Jonathan Landreth reports for the Hollywood Reporter:
BEIJING – Organizers of a long-standing Chinese independent documentary film festival pulled the plug on their own May 1-7 event a day after the state-run First Beijing International Film Festival announced a documentary section, local media reported Wednesday.
Organizers of the Eighth Documentary Film Festival China in the Beijing suburb of Tongzhou surprised participants by canceling the event that for seven years has been one of the country’s few outlets for non-fiction films made outside the state-approved filmmaking system.
“I was surprised that they suddenly canceled the event,” director Xu Xin told the English-language Global Times late Tuesday.
Xu, who is best known for his film Karamay, about a theater fire that killed 323 mostly Muslim schoolchildren in western China in 1994, had submitted his new film, Pathway, to the festival for its world premiere, but organizers told him Monday that the festival was canceled. Karamay has never screened in China.*
Festival art director Zhu Rikun told The Global Times that organizers worried that filmmakers would get into trouble if this year they went ahead with the festival that has screened more than 300 films from home and abroad since 2004.
“We canceled it ourselves,” Zhu said Tuesday. “The overall situation was tense, and we had received a lot of pressure,” he said, without explaining what pressures were encountered. Zhu did not answer his mobile phone on Wednesday or Thursday.
The pressure against the independent festival coincides with the most expansive assault on dissent in China in years.

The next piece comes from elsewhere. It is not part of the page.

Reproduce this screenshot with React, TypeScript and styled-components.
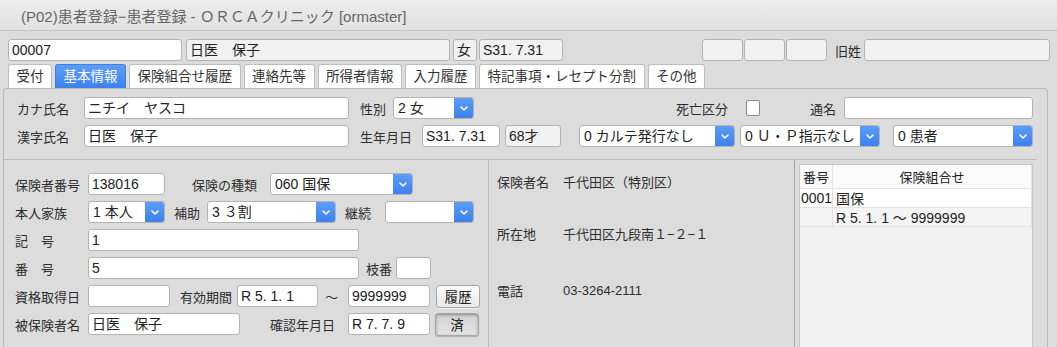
import React from 'react';
import styled, { createGlobalStyle } from 'styled-components';

const GlobalStyle = createGlobalStyle`
  html, body {
    margin: 0;
    padding: 0;
  }

  body {
    background: #dcdcdc;
    font-family: "Liberation Sans", "Noto Sans CJK JP", sans-serif;
    color: #333;
  }

  #root {
    width: 1057px;
    height: 347px;
    overflow: hidden;
  }
`;

const Window = styled.div`
  display: flex;
  flex-direction: column;
  width: 1057px;
  height: 347px;
  background: #dcdcdc;
`;

const TitleBar = styled.div`
  flex-shrink: 0;
  height: 30px;
  display: flex;
  align-items: center;
  padding-left: 21px;
  background: linear-gradient(#ededed, #e1e1e1);
  border-bottom: 1px solid #c4c4c4;
  font-size: 15px;
  color: #666;
  white-space: nowrap;
`;

const Body = styled.div`
  flex: 1;
  min-height: 0;
  display: flex;
  flex-direction: column;
  padding: 8px 0 0 3px;
`;

const Row = styled.div<{ $ml?: number }>`
  display: flex;
  align-items: center;
  height: 22px;
  flex-shrink: 0;
  margin-left: ${(p) => p.$ml ?? 0}px;
`;

const Label = styled.span<{ $w: number; $ml?: number }>`
  flex-shrink: 0;
  width: ${(p) => p.$w}px;
  margin-left: ${(p) => p.$ml ?? 0}px;
  font-size: 13px;
  color: #2e2e2e;
  white-space: nowrap;
`;

const Field = styled.div<{ $w: number; $ml?: number; $ro?: boolean }>`
  box-sizing: border-box;
  flex-shrink: 0;
  width: ${(p) => p.$w}px;
  height: 22px;
  margin-left: ${(p) => p.$ml ?? 0}px;
  padding: 0 3px;
  border: 1px solid #b3b3b3;
  border-radius: 3px;
  background: ${(p) => (p.$ro ? '#f1f1f1' : '#fff')};
  font-size: 14px;
  line-height: 20px;
  color: #222;
  white-space: nowrap;
  overflow: hidden;
`;

const SelectBox = styled.div<{ $w: number; $ml?: number }>`
  box-sizing: border-box;
  flex-shrink: 0;
  display: flex;
  width: ${(p) => p.$w}px;
  height: 22px;
  margin-left: ${(p) => p.$ml ?? 0}px;
  border: 1px solid #b3b3b3;
  border-radius: 3px;
  background: #fff;
  overflow: hidden;
`;

const SelectText = styled.span`
  flex: 1;
  padding: 0 4px;
  font-size: 14px;
  line-height: 20px;
  color: #222;
  white-space: nowrap;
  overflow: hidden;
`;

const SelectButton = styled.span`
  width: 19px;
  display: flex;
  align-items: center;
  justify-content: center;
  background: linear-gradient(#5c9df8, #3c80ee);
`;

const CheckBox = styled.span<{ $ml?: number }>`
  box-sizing: border-box;
  flex-shrink: 0;
  width: 14px;
  height: 16px;
  margin-left: ${(p) => p.$ml ?? 0}px;
  border: 1px solid #8a8a8a;
  border-radius: 2px;
  background: #fff;
`;

const Button = styled.div<{ $ml?: number; $pressed?: boolean }>`
  box-sizing: border-box;
  flex-shrink: 0;
  width: 44px;
  height: 23px;
  margin-left: ${(p) => p.$ml ?? 0}px;
  display: flex;
  align-items: center;
  justify-content: center;
  border: 1px solid #a6a6a6;
  border-radius: 3px;
  font-size: 13.5px;
  color: #222;
  background: ${(p) => (p.$pressed ? 'linear-gradient(#d2d2d2, #e4e4e4)' : 'linear-gradient(#fbfbfb, #e9e9e9)')};
  box-shadow: ${(p) => (p.$pressed ? 'inset 0 1px 3px rgba(0,0,0,0.35), 0 1px 1px rgba(0,0,0,0.2)' : '0 1px 0 rgba(255,255,255,0.6)')};
`;

const TabBar = styled.div`
  flex-shrink: 0;
  display: flex;
  gap: 3px;
  height: 24px;
  margin: 3px 0 0 5px;
`;

const Tab = styled.div<{ $active?: boolean }>`
  box-sizing: border-box;
  height: 24px;
  padding: 0 7.5px;
  border: 1px solid ${(p) => (p.$active ? '#3f7fe0' : '#bdbdbd')};
  border-bottom: none;
  border-radius: 3px 3px 0 0;
  background: ${(p) => (p.$active ? 'linear-gradient(#5d9ef8, #3d81ee)' : '#fff')};
  color: ${(p) => (p.$active ? '#fff' : '#333')};
  font-size: 13.5px;
  line-height: 23px;
  white-space: nowrap;
`;

const Panel = styled.div`
  flex: 1;
  min-height: 0;
  display: flex;
  flex-direction: column;
  margin-right: 9px;
  border: 1px solid #b9b9b9;
  border-bottom: none;
  border-radius: 4px 4px 0 0;
`;

const UpperSection = styled.div`
  display: flex;
  flex-direction: column;
  gap: 6px;
  margin-right: 10px;
  padding: 8px 0 12px 13px;
  border-bottom: 1px solid #bdbdbd;
`;

const LowerSection = styled.div`
  flex: 1;
  min-height: 0;
  display: flex;
  margin-right: 10px;
`;

const LeftColumn = styled.div`
  box-sizing: border-box;
  width: 485px;
  display: flex;
  flex-direction: column;
  gap: 6px;
  padding: 13px 0 0 11px;
  border-right: 1px solid #bdbdbd;
`;

const MiddleColumn = styled.div`
  box-sizing: border-box;
  width: 305px;
  padding: 10px 0 0 8px;
`;

const InfoRow = styled.div<{ $mt?: number }>`
  display: grid;
  grid-template-columns: 66px 1fr;
  height: 22px;
  align-items: center;
  margin-top: ${(p) => p.$mt ?? 0}px;
  font-size: 13px;
  color: #2e2e2e;
  white-space: nowrap;
`;

const RightColumn = styled.div`
  box-sizing: border-box;
  width: 242px;
  display: flex;
  padding: 4px 3px 0 4px;
  border-left: 1px solid #a9a9a9;
`;

const List = styled.div`
  flex: 1;
  border: 1px solid #c6c6c6;
  border-bottom: none;
  background: #f2f2f2;
  font-size: 13px;
  color: #222;
`;

const ListRow = styled.div<{ $bg: string; $h: number }>`
  display: grid;
  grid-template-columns: 33px 1fr;
  height: ${(p) => p.$h}px;
  background: ${(p) => p.$bg};
  border-bottom: 1px solid #e2e2e2;
  white-space: nowrap;
`;

const ListCell = styled.div<{ $center?: boolean; $size?: number; $pl?: number }>`
  display: flex;
  align-items: center;
  justify-content: ${(p) => (p.$center ? 'center' : 'flex-start')};
  padding-left: ${(p) => (p.$center ? 0 : p.$pl ?? 3)}px;
  font-size: ${(p) => p.$size ?? 13}px;
  border-right: 1px solid #e2e2e2;
  overflow: hidden;
`;

const Chevron = () => (
  <svg width="8" height="5" viewBox="0 0 8 5">
    <polyline points="1,1 4,4 7,1" fill="none" stroke="#fff" strokeWidth="1.6" strokeLinecap="round" strokeLinejoin="round" />
  </svg>
);

const Select = ({ w, ml, value }: { w: number; ml?: number; value: string }) => (
  <SelectBox $w={w} $ml={ml}>
    <SelectText>{value}</SelectText>
    <SelectButton><Chevron /></SelectButton>
  </SelectBox>
);

const tabs = ['受付', '基本情報', '保険組合せ履歴', '連絡先等', '所得者情報', '入力履歴', '特記事項・レセプト分割', 'その他'];

const App = () => {
  return (
    <Window>
      <GlobalStyle />
      <TitleBar>(P02)患者登録−患者登録 - ＯＲＣＡクリニック [ormaster]</TitleBar>
      <Body>
        <Row $ml={5}>
          <Field $w={174}>00007</Field>
          <Field $w={264} $ml={4} $ro>日医　保子</Field>
          <Field $w={24} $ml={3} $ro>女</Field>
          <Field $w={84} $ml={2} $ro>S31. 7.31</Field>
          <Field $w={41} $ml={139} $ro />
          <Field $w={41} $ml={1} $ro />
          <Field $w={41} $ml={1} $ro />
          <Label $w={29} $ml={8}>旧姓</Label>
          <Field $w={186} $ro />
        </Row>
        <TabBar>
          {tabs.map((t) => (
            <Tab key={t} $active={t === '基本情報'}>{t}</Tab>
          ))}
        </TabBar>
        <Panel>
          <UpperSection>
            <Row>
              <Label $w={67}>カナ氏名</Label>
              <Field $w={265}>ニチイ　ヤスコ</Field>
              <Label $w={33} $ml={11}>性別</Label>
              <Select w={81} value="2 女" />
              <Label $w={70} $ml={202}>死亡区分</Label>
              <CheckBox />
              <Label $w={34} $ml={50}>通名</Label>
              <Field $w={189} />
            </Row>
            <Row>
              <Label $w={67}>漢字氏名</Label>
              <Field $w={265}>日医　保子</Field>
              <Label $w={62} $ml={11}>生年月日</Label>
              <Field $w={78}>S31. 7.31</Field>
              <Field $w={56} $ml={5} $ro>68才</Field>
              <Select w={156} ml={18} value="0 カルテ発行なし" />
              <Select w={140} ml={5} value="0 Ｕ・Ｐ指示なし" />
              <Select w={140} ml={13} value="0 患者" />
            </Row>
          </UpperSection>
          <LowerSection>
            <LeftColumn>
              <Row>
                <Label $w={73}>保険者番号</Label>
                <Field $w={77}>138016</Field>
                <Label $w={78} $ml={27}>保険の種類</Label>
                <Select w={143} value="060 国保" />
              </Row>
              <Row>
                <Label $w={73}>本人家族</Label>
                <Select w={77} value="1 本人" />
                <Label $w={33} $ml={9}>補助</Label>
                <Select w={129} value="3 ３割" />
                <Label $w={40} $ml={9}>継続</Label>
                <Select w={89} value="" />
              </Row>
              <Row>
                <Label $w={73}>記　号</Label>
                <Field $w={271}>1</Field>
              </Row>
              <Row>
                <Label $w={73}>番　号</Label>
                <Field $w={271}>5</Field>
                <Label $w={30} $ml={7}>枝番</Label>
                <Field $w={35} />
              </Row>
              <Row>
                <Label $w={73}>資格取得日</Label>
                <Field $w={82} />
                <Label $w={57} $ml={10}>有効期間</Label>
                <Field $w={81}>R 5. 1. 1</Field>
                <Label $w={23} $ml={7}>～</Label>
                <Field $w={82}>9999999</Field>
                <Button $ml={6}>履歴</Button>
              </Row>
              <Row>
                <Label $w={73}>被保険者名</Label>
                <Field $w={152}>日医　保子</Field>
                <Label $w={78} $ml={30}>確認年月日</Label>
                <Field $w={82}>R 7. 7. 9</Field>
                <Button $ml={5} $pressed>済</Button>
              </Row>
            </LeftColumn>
            <MiddleColumn>
              <InfoRow>
                <span>保険者名</span>
                <span>千代田区（特別区）</span>
              </InfoRow>
              <InfoRow $mt={30}>
                <span>所在地</span>
                <span>千代田区九段南１−２−１</span>
              </InfoRow>
              <InfoRow $mt={35}>
                <span>電話</span>
                <span>03-3264-2111</span>
              </InfoRow>
            </MiddleColumn>
            <RightColumn>
              <List>
                <ListRow $bg="#fbfbfb" $h={23}>
                  <ListCell $center>番号</ListCell>
                  <ListCell $center>保険組合せ</ListCell>
                </ListRow>
                <ListRow $bg="#fff" $h={18}>
                  <ListCell $size={14} $pl={1}>0001</ListCell>
                  <ListCell $size={14}>国保</ListCell>
                </ListRow>
                <ListRow $bg="#f4f4f4" $h={18}>
                  <ListCell />
                  <ListCell $size={14}>R 5. 1. 1 ～ 9999999</ListCell>
                </ListRow>
              </List>
            </RightColumn>
          </LowerSection>
        </Panel>
      </Body>
    </Window>
  );
};

export default App;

High-profile critics like the artist Ai Weiwei have been arrested and cut off from communicating with their families and the public. Also, scores of little-known bloggers, rights lawyers and democracy advocates have disappeared into the country’s opaque legal system.
The crackdown began two months ago, prompted by government fears that the Arab revolts against autocracy in Tunisia, Egypt and Libya could spread to China and threaten the Communist Party’s 61-year rule.
Graphic from the Beijing International Movie Festival (beijingfilmfest.org)
The first Beijing International Film Festival, which is set to start Saturday with backing from the Beijing city government, on Tuesday announced a documentary film competition component to its six-day program.
Director Xu said the Tongzhou documentary festival was one of the best of its kind in China because of its independence, high submissions standards and world-famous film commentators.
Festival organizer Li Shanshan said the content of the films planned for this year’s event was not a problem. “It’s a sensitive time” she said.
Karin Chien, the head of dGenerate Films, a New York based company that helps independent Chinese documentarians find distribution outside China, said she was not surprised by the festsival’s closure.
“I didn’t see it coming, thought it’s not a surprise given how heavily the government has cracked down recently,” said Chien in an email to The Hollywood Reporter.
* Editor’s note: Karamay has never officially screened in China.